Então a questão é mais forma do que conteúdo?

É como um jogo em que você perde de um lado e ganha do outro. É verdade que a matemática é abstrata por definição. Ela é uma representação abstrata do mundo. Mas por isso mesmo ela é muito mais simples do que o complexo mundo real em que vivemos. Diariamente fazemos cálculos geométricos, usamos a teoria dos jogos e tomamos decisões baseadas em princípios matemáticos, mesmo que inconscientemente. Na vida prática é muito útil saber sobre probabilidades e estatística, e tudo isso é muito mais complicado do que a matemática que aprendemos na escola. Então, a matemática está muito mais próxima de nós do que imaginamos. Mostrar isso para as pessoas, que elas estão usando a matemática toda hora, é uma boa forma de quebrar esta barreira que elas têm.

E quanto às aplicações práticas de estudos de matemática avançada como os que o senhor faz? Pode-se também destacar isso?

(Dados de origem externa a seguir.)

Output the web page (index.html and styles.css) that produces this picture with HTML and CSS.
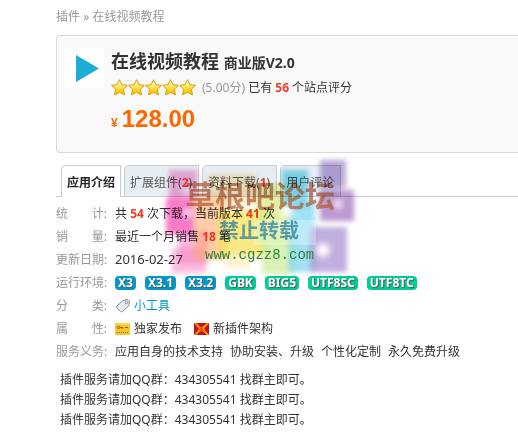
FILE: index.html
```html
<!DOCTYPE html>
<html lang="zh-CN">
<head>
  <meta charset="UTF-8" />
  <meta name="viewport" content="width=device-width, initial-scale=1.0"/>
  <title>在线视频教程</title>
  <link rel="stylesheet" href="styles.css">
</head>
<body>
  <nav class="crumbs"><a href="#">插件</a> » <a href="#">在线视频教程</a></nav>

  <header class="app">
    <svg class="logo" viewBox="0 0 40 40" aria-hidden="true">
      <rect width="40" height="40" fill="#fff"/>
      <path d="M12 7L35 20.500L12 34Z" fill="#1badd6"/>
    </svg>
    <div class="info">
      <h1>在线视频教程 <small>商业版V2.0</small></h1>
      <div class="rating">
        <svg class="stars" viewBox="0 0 85 17" role="img" aria-label="5星">
          <defs>
            <linearGradient id="gold" x1="0" y1="0" x2="0" y2="1">
              <stop offset="0.200" stop-color="#fff8b0"/>
              <stop offset="0.800" stop-color="#ffc800"/>
            </linearGradient>
            <path id="star" d="M8.500 0.800L10.900 5.700L16.300 6.400L12.400 10.200L13.400 15.900L8.500 13.300L3.600 15.900L4.600 10.200L0.700 6.400L6.100 5.700Z" fill="url(#gold)" stroke="#d79c0a" stroke-linejoin="round"/>
          </defs>
          <use href="#star"/>
          <use href="#star" x="17"/>
          <use href="#star" x="34"/>
          <use href="#star" x="51"/>
          <use href="#star" x="68"/>
        </svg>
        <span><span class="score">(5.00分)</span> 已有 <b>56</b> 个站点评分</span>
      </div>
      <p class="price"><span>¥</span>128.00</p>
    </div>
  </header>

  <main>
    <nav class="tabs">
      <a class="active" href="#">应用介绍</a>
      <a href="#">扩展组件(<b>2</b>)</a>
      <a href="#">资料下载(<b>1</b>)</a>
      <a href="#">用户评论</a>
    </nav>

    <dl class="facts">
      <dt><span>统</span><span>计:</span></dt>
      <dd>共 <b>54</b> 次下载，当前版本 <b>41</b> 次</dd>
      <dt><span>销</span><span>量:</span></dt>
      <dd>最近一个月销售 <b>18</b> 笔</dd>
      <dt>更新日期:</dt>
      <dd class="date">2016-02-27</dd>
      <dt>运行环境:</dt>
      <dd class="badges">
        <span class="badge blue">X3</span>
        <span class="badge blue">X3.1</span>
        <span class="badge blue">X3.2</span>
        <span class="badge">GBK</span>
        <span class="badge">BIG5</span>
        <span class="badge">UTF8SC</span>
        <span class="badge">UTF8TC</span>
      </dd>
      <dt><span>分</span><span>类:</span></dt>
      <dd class="icons">
        <a href="#">
          <svg width="16" height="16" viewBox="0 0 16 16" aria-hidden="true">
            <path d="M8 2.500L13 1.500L14.500 3L14 7.500L7.500 13.500Q6.500 14.500 5.500 13.500L2 10Q1.200 9 2 8Z" fill="#e8edf2" stroke="#87919c"/>
            <circle cx="11.500" cy="4.500" r="1.300" fill="#fff" stroke="#87919c"/>
          </svg>小工具</a>
      </dd>
      <dt><span>属</span><span>性:</span></dt>
      <dd class="icons">
        <span>
          <svg width="16" height="16" viewBox="0 0 16 16" aria-hidden="true">
            <rect y="2" width="15" height="12" rx="1" fill="#f7c52d"/>
            <path d="M1 3H14" stroke="#ffe27a"/>
            <circle cx="3.500" cy="6.500" r="1.200" fill="none" stroke="#8a640f"/>
            <path d="M5 6.500H8M7 6.500V8M10 6.500H13" stroke="#8a640f"/>
            <path d="M2 11.500H13" stroke="#8a640f" stroke-dasharray="1 1"/>
          </svg>独家发布</span>
        <span>
          <svg width="16" height="16" viewBox="0 0 16 16" aria-hidden="true">
            <rect y="2" width="15" height="12" fill="#c4101c"/>
            <path d="M0 2H2L7.500 6.500L13 2H15L10 8L15 14H13L7.500 9.500L2 14H0L5 8Z" fill="#ff9c0c"/>
            <path d="M3 4L7.500 7L10 6L8.500 8L12 12L7.500 9L5 10L6.500 8Z" fill="#e8420c"/>
          </svg>新插件架构</span>
      </dd>
      <dt>服务义务:</dt>
      <dd class="duties"><span>应用自身的技术支持</span><span>协助安装、升级</span><span>个性化定制</span><span>永久免费升级</span></dd>
    </dl>

    <div class="notes">
      <p>插件服务请加QQ群：434305541 找群主即可。</p>
      <p>插件服务请加QQ群：434305541 找群主即可。</p>
      <p>插件服务请加QQ群：434305541 找群主即可。</p>
    </div>

    <svg class="watermark" viewBox="0 0 200 130" aria-hidden="true">
      <defs>
        <filter id="soft" x="-10%" y="-10%" width="120%" height="120%"><feGaussianBlur stdDeviation="2.500"/></filter>
        <filter id="glow" x="-50%" y="-50%" width="200%" height="200%"><feGaussianBlur stdDeviation="3"/></filter>
      </defs>
      <g filter="url(#soft)">
        <rect x="9" y="20" width="28" height="30" fill="#f58acb" opacity="0.700"/>
        <rect x="6" y="48" width="28" height="36" fill="#f550b8" opacity="0.750"/>
        <rect x="12" y="98" width="34" height="25" fill="#f67dc0" opacity="0.500"/>
        <rect x="18" y="80" width="30" height="34" fill="#f67dc0" opacity="0.550"/>
        <rect x="34" y="46" width="32" height="64" fill="#ffab72" opacity="0.600"/>
        <rect x="48" y="24" width="48" height="30" fill="#f6d58c" opacity="0.500"/>
        <rect x="58" y="60" width="48" height="46" fill="#f7e052" opacity="0.700"/>
        <rect x="66" y="104" width="24" height="14" fill="#fbe7a0" opacity="0.500"/>
        <rect x="96" y="34" width="34" height="60" fill="#d4ea80" opacity="0.700"/>
        <rect x="102" y="84" width="34" height="40" fill="#c5ec8e" opacity="0.650"/>
        <rect x="122" y="20" width="26" height="38" fill="#52cfe4" opacity="0.700"/>
        <rect x="128" y="50" width="27" height="72" fill="#79d4f2" opacity="0.700"/>
        <rect x="160" y="10" width="26" height="28" fill="#a183c6" opacity="0.700"/>
        <rect x="160" y="40" width="34" height="31" fill="#a578c2" opacity="0.750"/>
        <rect x="150" y="77" width="37" height="45" fill="#a58bd0" opacity="0.700"/>
      </g>
      <g fill="#fff" filter="url(#glow)">
        <circle cx="163" cy="100" r="7"/>
        <circle cx="178" cy="54" r="4"/>
        <circle cx="127" cy="61" r="6"/>
        <circle cx="28" cy="63" r="4"/>
        <circle cx="27" cy="40" r="4"/>
      </g>
      <rect x="94" y="70" width="62" height="25" fill="#fff" opacity="0.300"/>
      <text class="wm-title" x="25" y="57">草根吧论坛</text>
      <text class="wm-sub" x="59" y="88">禁止转载</text>
      <text class="wm-url" x="45" y="109">www.cgzz8.com</text>
    </svg>
  </main>
</body>
</html>
```
FILE: styles.css
```css
body {
  margin: 0;
  padding: 7px 0 0 56px;
  font: 12px/20px "Noto Sans", "Noto Sans CJK SC", sans-serif;
  color: #333;
  background: #fff;
}
h1, p, dl, dd {
  margin: 0;
}
a {
  color: inherit;
  text-decoration: none;
}
b {
  color: #f03c28;
}
.crumbs {
  color: #999;
  margin-bottom: 8px;
}
.app {
  display: flex;
  gap: 7px;
  padding: 12px 0 15px 7px;
  border: 1px solid #d9d9d9;
  border-right: none;
  border-radius: 4px 0 0 4px;
  background: #f9f9f9;
}
.logo {
  width: 40px;
  height: 40px;
}
h1 {
  font-size: 18px;
  line-height: 26px;
}
h1 small {
  font-size: 14px;
}
.rating {
  display: flex;
  align-items: center;
  gap: 6px;
  height: 24px;
}
.stars {
  width: 85px;
  height: 17px;
  margin-bottom: 2px;
}
.score {
  color: #999;
}
.price {
  margin-top: 5px;
  font: bold 24px/28px "Liberation Sans", sans-serif;
  color: #f60;
}
.price span {
  margin-right: 4px;
  font-size: 12px;
}
main {
  position: relative;
  margin-top: 12px;
}
.tabs {
  display: flex;
  gap: 3px;
  padding-left: 5px;
  border-bottom: 1px solid #ccc;
}
.tabs a {
  height: 30px;
  padding: 0 6px 0 5px;
  line-height: 34px;
  color: #555;
  background: #e6eef4;
  border: 1px solid #ccc;
  border-bottom: none;
  border-radius: 5px 0 0 0;
}
.tabs .active {
  margin-bottom: -1px;
  padding: 0 5px;
  height: 31px;
  font-weight: bold;
  color: #222;
  background: #fff;
}
.facts {
  display: grid;
  grid-template-columns: 51px 1fr;
  column-gap: 8px;
  grid-auto-rows: 23px;
  padding-top: 5px;
  line-height: 23px;
  white-space: nowrap;
}
.facts dt {
  display: flex;
  justify-content: space-between;
  color: #999;
}
.facts .date {
  font-size: 13px;
}
.badges, .icons, .duties {
  display: flex;
  align-items: center;
}
.badges {
  gap: 9px;
}
.badge {
  padding: 0 3px;
  border-radius: 4px;
  line-height: 14px;
  font-weight: bold;
  color: #fff;
  background: #0c9;
  text-shadow: 1px 1px 1px #555;
}
.badge.blue {
  background: #09c;
}
.icons {
  gap: 12px;
}
.icons a, .icons span {
  display: flex;
  align-items: center;
  gap: 3px;
}
.icons a {
  color: #09c;
}
.duties {
  gap: 7px;
}
.notes {
  padding: 7px 0 0 4px;
}
.watermark {
  position: absolute;
  left: 104px;
  top: -15px;
  width: 200px;
  height: 130px;
  mix-blend-mode: multiply;
  pointer-events: none;
}
.wm-title, .wm-sub {
  font-family: "Noto Sans CJK SC", sans-serif;
  font-weight: bold;
}
.wm-title {
  font-size: 30px;
  fill: #b0562f;
  opacity: 0.7;
}
.wm-sub {
  font-size: 20px;
  fill: #2c8098;
  opacity: 0.75;
}
.wm-url {
  font: 14px "Liberation Mono", monospace;
  fill: #2f8238;
}
```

Primeiro, nunca é demais destacar que a ciência é feita por cientistas, por pessoas. Segundo, que ela está em todo lugar, no nosso ambiente. Mesmo quem diz não se interessar ou ver razão em investir nas pesquisas em matemática e ciência está interessado no seu telefone celular, no seu GPS. Atrás de tudo que você usa e está acostumado há um conceito científico e matemático, e atrás deste conceito está um ser humano, com sua própria história. Não há uma dicotomia entre ciências humanas e ciências exatas. Tudo é feito por pessoas e isso pode ser uma aventura. Na ciência ainda há muitos mistérios a serem explorados, muitos sonhos a serem sonhados. Quanto às suas aplicações práticas, é uma questão de escala de tempo. Pode demorar 100 anos, 150 anos até que uma descoberta encontre uma aplicação prática, ou seja uma descoberta que leva a uma outra, e a outra, e a outra até que isso aconteça.